A more insightful industry view of National Development Minister Mah Bow Tan's announcement was that the measures were drastic relative to the market recovery, described by some as still tentative. Judgment must wait several months to see how the market will behave. But underlying this lament is the barest hint that, perhaps, developers had been pushing their luck, stoking the sellers' market by raising launch and relaunch prices by too much, too fast. (This newspaper had warned against the temptation.) This in turn drove the famous old anxiety into buyers, who piled in convinced the price spiral was achieving momentum. That may be true. Sales up to last month of 11,700 flats already far outstrip the full-year 2008 figure of 4,300. Prices across the condo classes have leapt by multiples of 10 per cent, to reach 30 per cent for quality developments.

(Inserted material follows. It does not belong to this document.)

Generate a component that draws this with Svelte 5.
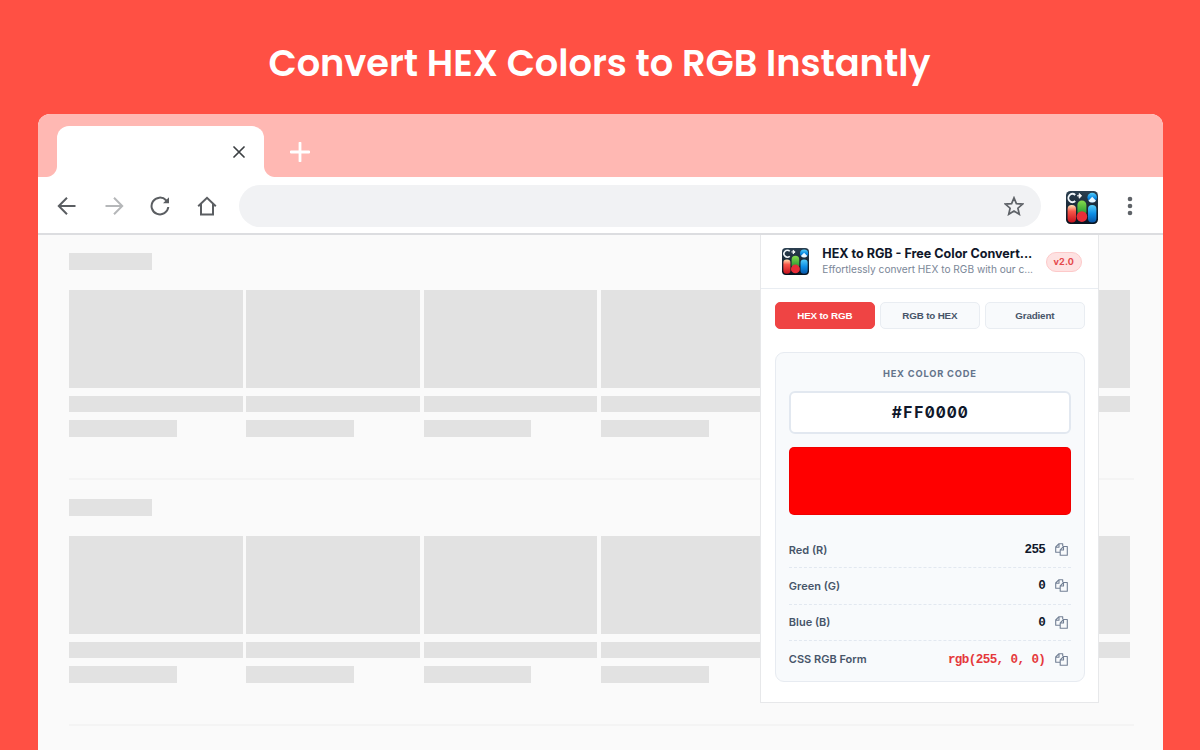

Speculators with shallow pockets and a glint in their eye will be the first to be expelled from the market with the soft loan debarment. Good riddance. The restrictions will also send back to the HDB queue far too numerous of those ambitious young couples who are not ready for private property. This is fortuitous, too, for gradual social levelling up. The trade says the present rush is seeing many replacement buyers who had sold their homes in en bloc deals in 2007. Once they are off the market, upgraders will account for steady but not precipitate demand.

The Government's concern in stepping in this soon is rightly to prevent property asset-price inflation. This it does by also increasing land supply. Once this is achieved, a mature market with demand-supply equilibrium and price stability should ensue. Nice in theory - and the timely intervention has a fair chance of making it work.